Nobody has ever put together a comprehensive and proven fertility
theory linking all the factors that influence birth rates. At a very
general level, we know that the costs of having children are crucial. But
the nature and causes of the costs vary from one society, and from one
social group, to another. In Australia as in many developed countries, the
‘costs’ of the jobs and salaries that women have to give up to have a
child are important. Family taxation is important. The size of the welfare
bill and how it affects family incomes matters. Confidence in the future
(low inflation, low interest rates, continued employment) is important.
And the durability of the parent’s marriage or relationship is
important. Yet at the present time, any parent faces a high risk of being
left alone with a child or of being separated from it.
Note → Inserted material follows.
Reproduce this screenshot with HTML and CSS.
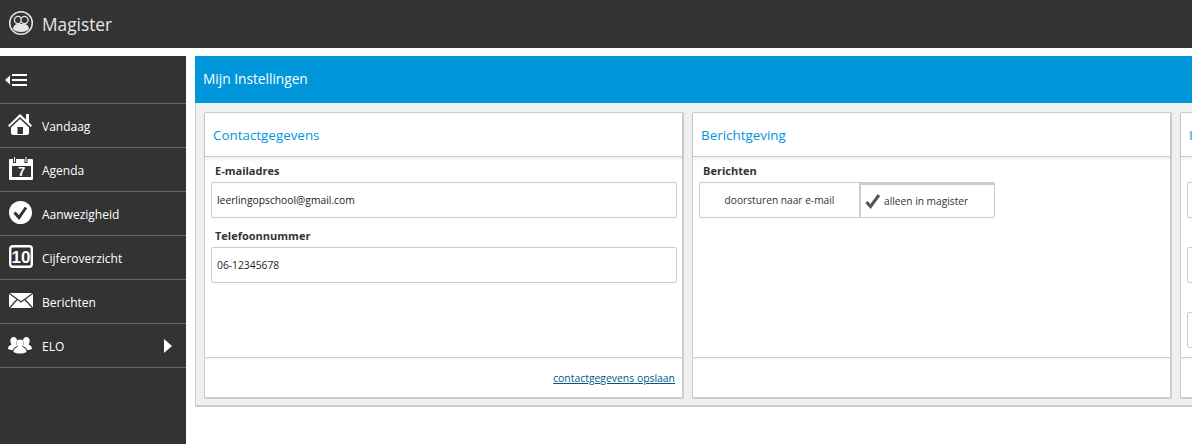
FILE: index.html
```html
<!DOCTYPE html>
<html lang="nl">
<head>
    <meta charset="UTF-8">
    <title>Magister</title>
    <link rel="stylesheet" href="styles.css">
</head>
<body>

    <!-- Header -->
    <header class="topbar">
        <svg class="logo" width="26" height="26" viewBox="0 0 26 26">
            <circle cx="13" cy="13" r="11.300" fill="#333" stroke="#e6e6e6" stroke-width="1.500"/>
            <path fill="#e6e6e6" d="M5 19c0-3 2-4.500 4.500-5h7c2.500.5 4.500 2 4.500 5-1.500 1.800-4.500 3-8 3s-6.500-1.200-8-3z"/>
            <circle cx="10" cy="10" r="3.600" fill="#333" stroke="#e6e6e6" stroke-width="1.300"/>
            <circle cx="16.500" cy="10" r="3.600" fill="#333" stroke="#e6e6e6" stroke-width="1.300"/>
        </svg>
        <span class="brand">Magister</span>
    </header>

    <div class="layout">

        <!-- Sidebar -->
        <nav class="sidebar">
            <div class="menu-toggle">
                <svg width="24" height="14" viewBox="0 0 24 14">
                    <path fill="#fff" d="M6 2.500v9L1 7zM8 1h15v2H8zM8 6h15v2H8zM8 11h15v2H8z"/>
                </svg>
            </div>
            <a class="menu-item">
                <svg width="26" height="27" viewBox="0 0 26 27">
                    <path fill="#fff" d="M0 13.500 12 2l6 5.500V2h3v8.300l3 3.200-1.400 1.500L12 5 1.400 15z"/>
                    <path fill="#fff" fill-rule="evenodd" d="M12 7l9 8.500V21a2 2 0 0 1-2 2H5a2 2 0 0 1-2-2v-5.500zM9.500 15v7H15v-7z"/>
                </svg>
                <span>Vandaag</span>
            </a>
            <a class="menu-item">
                <svg width="26" height="27" viewBox="0 0 26 27">
                    <path fill="#fff" fill-rule="evenodd" d="M2 3h22a1 1 0 0 1 1 1v19a1 1 0 0 1-1 1H2a1 1 0 0 1-1-1V4a1 1 0 0 1 1-1zM4 10v11h19V10z"/>
                    <path fill="#333" d="M5 2h3v5H5zM16.500 2h3v5h-3z"/>
                    <path fill="#fff" d="M6 1h1v5H6zM17.500 1h1v5h-1z"/>
                    <text class="cal-day" x="13.500" y="20">7</text>
                </svg>
                <span>Agenda</span>
            </a>
            <a class="menu-item">
                <svg width="26" height="27" viewBox="0 0 26 27">
                    <circle cx="12.500" cy="12.500" r="11.500" fill="#fff"/>
                    <path fill="none" stroke="#333" stroke-width="3" d="M6.500 12.500l4.500 5L18 7.500"/>
                </svg>
                <span>Aanwezigheid</span>
            </a>
            <a class="menu-item">
                <svg width="26" height="27" viewBox="0 0 26 27">
                    <rect x="2.200" y="2.200" width="21.600" height="20.600" rx="2.500" fill="none" stroke="#fff" stroke-width="2.400"/>
                    <text class="grade" x="13" y="19">10</text>
                </svg>
                <span>Cijferoverzicht</span>
            </a>
            <a class="menu-item">
                <svg width="26" height="27" viewBox="0 0 26 27">
                    <rect x="1" y="5" width="24" height="15" fill="#fff"/>
                    <path fill="none" stroke="#333" stroke-width="1.200" d="M0 4.500 13 14 26 4.500M1 20.500l8.500-9.500M25 20.500 16.500 11"/>
                </svg>
                <span>Berichten</span>
            </a>
            <a class="menu-item">
                <svg width="26" height="27" viewBox="0 0 26 27">
                    <path fill="#fff" d="M0 17c0-3 2-3.500 3.500-4.500-.8-1-1.200-2.300-1.200-3.500C2.300 6.800 3.500 5 5.500 5S9 6.500 9 8.500c-1 1.500-.8 4 .5 5.500C7 15 5.500 15.500 5 18 3 18 1 17.500 0 17zM24 17c0-3-2-3.500-3.500-4.500.8-1 1.200-2.300 1.200-3.500 0-2.200-1.200-4-3.200-4S15 6.500 15 8.500c1 1.500.8 4-.5 5.500 2.500 1 4 1.500 4.500 4 2 0 4-.5 5-1z"/>
                    <path fill="#fff" d="M5.500 20c0-3.500 2.500-4 4.500-5.500-1-1.200-1.500-2.500-1.500-3.800C8.500 8.500 10 7.500 12 7.500s3.500 1 3.500 3.200c0 1.300-.5 2.600-1.500 3.800 2 1.500 4.500 2 4.500 5.500-2 1-4 1.500-6.500 1.500s-4.500-.5-6.500-1.500z"/>
                </svg>
                <span>ELO</span>
                <i class="arrow"></i>
            </a>
        </nav>

        <!-- Content -->
        <main class="content">
            <h1 class="page-title">Mijn Instellingen</h1>
            <div class="cards">

                <section class="card">
                    <h2 class="card-title">Contactgegevens</h2>
                    <div class="card-body">
                        <label class="field-label first">E-mailadres</label>
                        <div class="field">leerlingopschool@gmail.com</div>
                        <label class="field-label">Telefoonnummer</label>
                        <div class="field">06-12345678</div>
                    </div>
                    <div class="card-foot"><a class="save-link">contactgegevens opslaan</a></div>
                </section>

                <section class="card">
                    <h2 class="card-title">Berichtgeving</h2>
                    <div class="card-body">
                        <label class="field-label first">Berichten</label>
                        <div class="switch">
                            <div class="switch-opt">doorsturen naar e-mail</div>
                            <div class="switch-opt active">
                                <svg width="16" height="16" viewBox="0 0 16 16">
                                    <path fill="none" stroke="#555" stroke-width="3" d="M1.500 9l4 4.500L14 2"/>
                                </svg>
                                alleen in magister
                            </div>
                        </div>
                    </div>
                    <div class="card-foot"></div>
                </section>

                <section class="card">
                    <h2 class="card-title">I</h2>
                    <div class="card-body">
                        <div class="field-label first"></div>
                        <div class="field"></div>
                        <div class="field-label"></div>
                        <div class="field"></div>
                        <div class="field-label"></div>
                        <div class="field"></div>
                    </div>
                    <div class="card-foot"></div>
                </section>

            </div>
        </main>
    </div>

</body>
</html>
```

FILE: styles.css
```css
/* General Reset */
html, body {
    height: 100%;
}
body {
    margin: 0;
    overflow: hidden;
    background-color: #fff;
    color: #333;
    font-family: "Open Sans", "Noto Sans", sans-serif;
}

/* Header */
.topbar {
    display: flex;
    align-items: center;
    height: 48px;
    padding-left: 8px;
    background-color: #333;
    color: #e6e6e6;
}
.logo {
    margin-right: 8px;
    margin-top: -2px;
}
.brand {
    font-size: 17.300px;
}

.layout {
    display: flex;
    height: 388px;
    margin-top: 8px;
}

/* Sidebar */
.sidebar {
    flex: 0 0 186px;
    background-color: #333;
    color: #fff;
}
.menu-toggle {
    display: flex;
    align-items: center;
    height: 47px;
    padding-left: 4px;
    border-bottom: 1px solid #666;
}
.menu-item {
    display: flex;
    align-items: center;
    height: 43px;
    padding-left: 8px;
    border-bottom: 1px solid #666;
    font-size: 12px;
}
.menu-item svg {
    margin-right: 8px;
}
.menu-item span {
    padding-top: 2px;
}
.cal-day {
    fill: #fff;
    font-family: "Liberation Sans", sans-serif;
    font-size: 13px;
    font-weight: 700;
    text-anchor: middle;
}
.grade {
    fill: #fff;
    font-family: "Liberation Sans", sans-serif;
    font-size: 17px;
    font-weight: 700;
    text-anchor: middle;
}
.arrow {
    width: 0;
    height: 0;
    margin-left: auto;
    margin-right: 14px;
    border-left: 8px solid #fff;
    border-top: 7px solid transparent;
    border-bottom: 7px solid transparent;
}

/* Content */
.content {
    flex: 1;
    min-width: 0;
    margin-left: 9px;
}
.page-title {
    height: 47px;
    margin: 0;
    padding-left: 8px;
    background-color: #0096db;
    color: #fff;
    font-size: 13.700px;
    font-weight: 400;
    line-height: 46px;
}
.cards {
    display: flex;
    gap: 8px;
    height: 304px;
    padding: 9px 0 0 8px;
    background-color: #f0f0f0;
    border-left: 1px solid #ccc;
    border-bottom: 2px solid #ccc;
    box-sizing: border-box;
    overflow: hidden;
}
.card {
    display: flex;
    flex: 0 0 480px;
    flex-direction: column;
    height: 287px;
    box-sizing: border-box;
    background-color: #fff;
    border: 1px solid #ccc;
    border-bottom-width: 2px;
    border-right-width: 2px;
    border-radius: 2px;
}
.card-title {
    height: 43px;
    margin: 0;
    padding-left: 8px;
    border-bottom: 1px solid #ccc;
    box-shadow: 0 2px 3px rgba(0, 0, 0, 0.08);
    color: #0096db;
    font-size: 13.400px;
    font-weight: 400;
    line-height: 44px;
}
.card-body {
    flex: 1;
    padding: 0 5px 0 6px;
}
.field-label {
    display: block;
    height: 25px;
    margin-top: 4px;
    padding-left: 4px;
    font-size: 11px;
    font-weight: 700;
    line-height: 28px;
}
.field-label.first {
    margin-top: 0;
}
.field {
    height: 34px;
    padding-left: 5px;
    border: 1px solid #ccc;
    border-radius: 2px;
    color: #222;
    font-size: 10.300px;
    line-height: 34px;
}
.card-foot {
    height: 39px;
    text-align: right;
    border-top: 1px solid #ccc;
    box-shadow: inset 0 2px 2px rgba(0, 0, 0, 0.03);
}
.save-link {
    display: inline-block;
    margin: 13px 7px 0 0;
    color: #005a87;
    font-size: 10.400px;
    text-decoration: underline;
}

/* Switch */
.switch {
    display: flex;
    width: 296px;
    height: 36px;
    box-sizing: border-box;
    border: 1px solid #ccc;
    border-radius: 2px;
    font-size: 10.200px;
}
.switch-opt {
    display: flex;
    align-items: center;
    justify-content: center;
    width: 159px;
}
.switch-opt.active {
    flex: 1;
    gap: 3px;
    justify-content: flex-start;
    padding-left: 4px;
    border-left: 2px solid #ccc;
    border-top: 2px solid #ccc;
}
```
There are three possible initiatives to deal with some of these issues,
irrespective of any fertility implications.
The first is to give more rational relief to families in handling the
costs of rearing children. I have suggested that for every dependent
child, irrespective of family income, a universal allowance or tax credit
worth $4000-00 per annum be introduced and replace all other child
payments and subsidies, including child care.
This would achieve three things. It would be an administratively
simple, flexible, and fair way of helping to meet the costs of children.
It would treat employed and non-employed mothers equally, removing a
source of division between them. It would recognise that mothers rearing
children are making an economic and social contribution of no less
importance than work in the market. Doing this would cost no more than is
already being spent on a complicated and inequitable mess of family and
child payments.
Advertisement
The second initiative is to continue building confidence in the future
and encouraging couples to take long time horizons through reductions in
unemployment, reform of welfare, continued low inflation, and low interest
rates.
The third is the most difficult, but it will have to be tackled sooner
or later. We must try to restore the status of marriage as the durable and
serious bargain between men and women that they, and their children, need.